I was watching Mike Wallace’s 1959 interview of Ayn Rand recently. Concerning government and economics, I find myself in much agreement with Rand’s philosophy, but many of her views on love and selflessness are intolerable. Yet, she makes an interesting point in this section of the interview: it is impossible to love indiscriminately. To love without standards, for her, would be a meaningless kind of love. In particular, those without virtue cannot be loved. Her interviewer, Wallace, found this view problematic because, human nature being what it is, only very few people would deserve to be loved.
Of course, such a view neglects that most people–probably all people in reality–are loved in spite of their defects. What causes one person to love another is often rather mysterious, isn’t it? But, Rand was onto something when she said that loving indiscriminately is impossible. You see, love requires the lover at least to know his beloved. Also, of the many kinds of sympathies, love is unique that it can only exist where there is intimacy and knowledge of a person’s individuality. Max Scheler (whose work I connected to Attack on Titan) classifies five kinds of sympathy:
The other four kinds of sympathy or affection don’t require knowledge of someone’s individuality. One can identify with someone merely through their humanity, vicariously place oneself in another’s shoes with whom one’s never spoken, have a degree of fellow-feeling in regard to people who’ve experienced similar events, and it is perfectly possible to feel benevolent toward a Mongolian shepherd, though one has no intention of ever meeting a Mongolian let alone visiting Mongolia. No one can love that Mongolian shepherd unless they meet him or become pen pals or something. Some kind of self-revelation is necessary in order to love a distinct personality!

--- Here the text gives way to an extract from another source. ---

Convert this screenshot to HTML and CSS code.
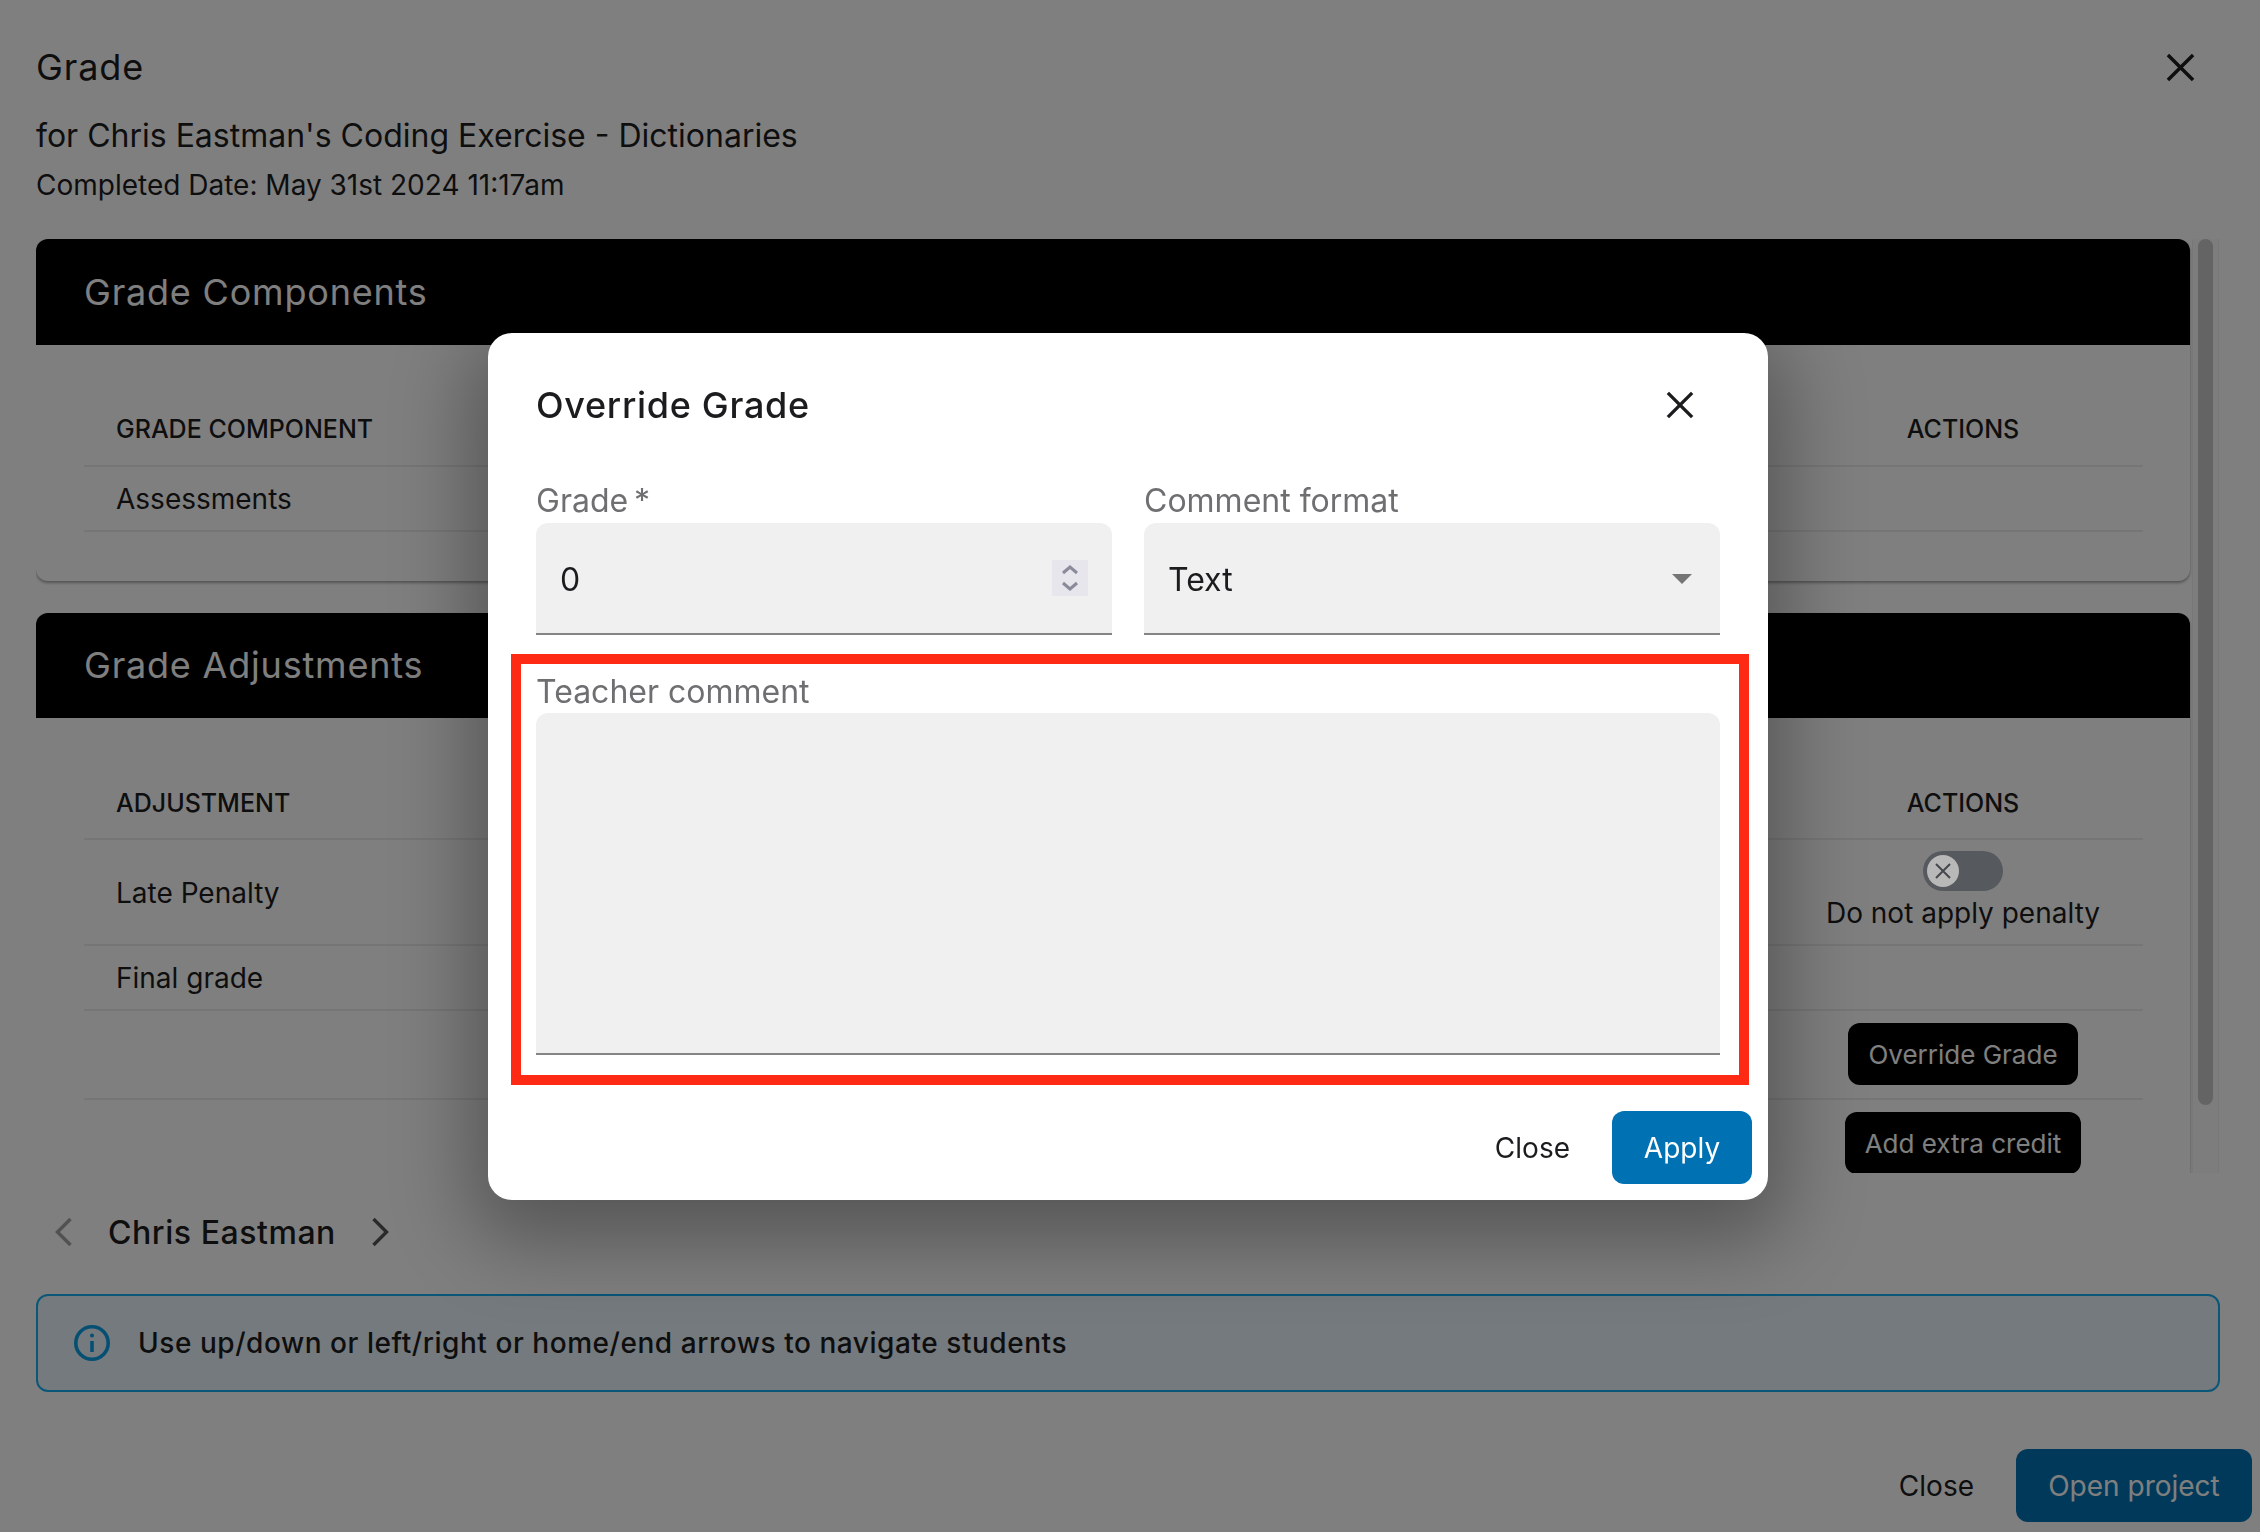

How can we square this with Christ’s command in John 13:34: “A new commandment I give to you, that you love one another, even as I have loved you, that you also love one another.” You can be sure that Christ did not only mean that we should love people we know personally: “For if you love those who love you, what reward do you have? Do not even the tax collectors do the same?” (Matt. 5:46) Of course, you can say that Christ wished for us to love one another on the order of benevolence–“willing the good” for one another. Often, the word charity is treated as a kind of love based on action or willing the good. But, in the Greek version of the above texts, the verb αγαπαω is employed, from which the word agape is derived in English. I have seen the word agape defined as the love of God for man and the love each Christian should have for one another. Having a great goodwill is essential to the concept of agape, but this kind of love goes beyond willing and doing good for them. So, how can we αγαπωμεν all men?
The solution lies in meditating on the nature of the Word–or rather, Christ’s two natures, human and divine, united in His Person–and the nature of mankind. Each human being is created in the divine image and likeness. Each one of us reflects God in our own unique way. If a soul is lost and falls into hell, a singular and never again to be created reflection of God is lost forever. But, what can we say about the humanity of Christ, which is so perfectly united to his divinity? What sort of human being is not only the image and likeness of the divine, but divinity itself? O divine humanity! Jesus Christ perforce has all the perfections of mankind within Himself and is the very source and foundation of our own goodness.
Since Jesus Christ has whatever goodness we find in ourselves in Himself, we are led to the inescapable conclusion that we find ourselves–our true selves–in Christ. Apart from Christ, we shall never find our true originality. But extension, we cannot perceive the true individuality of others unless we see them in Christ.
Now, you see the solution to how to love all men unconditionally: to love Christ in loving His brothers and sisters–all mankind. An individual’s personality may be unknown to us, but we can see the person as God, whom we love in loving that person. Even people who irritate us or do us harm may be loved in this way. And who knows but that by loving the naturally unlovable, they may become great human beings? St. Stephen loved the people who stoned him to death because he loved Christ who desired their salvation. St. Stephen’s prayer “Lord, do not hold this sin against them!” (Acts 7:60) perhaps gained for St. Paul the gift of his conversion on the road to Damascus.
So, in order to love all mankind, we must love one individual: Jesus Christ. One need not stop short at a general feeling of goodwill toward all men, but we may love them all as we love Christ. So, in a curious way, I agree with Ayn Rand that we cannot love indiscriminately; yet, this proves no obstacle to loving all in Christ, that unique individual who united all mankind within Himself.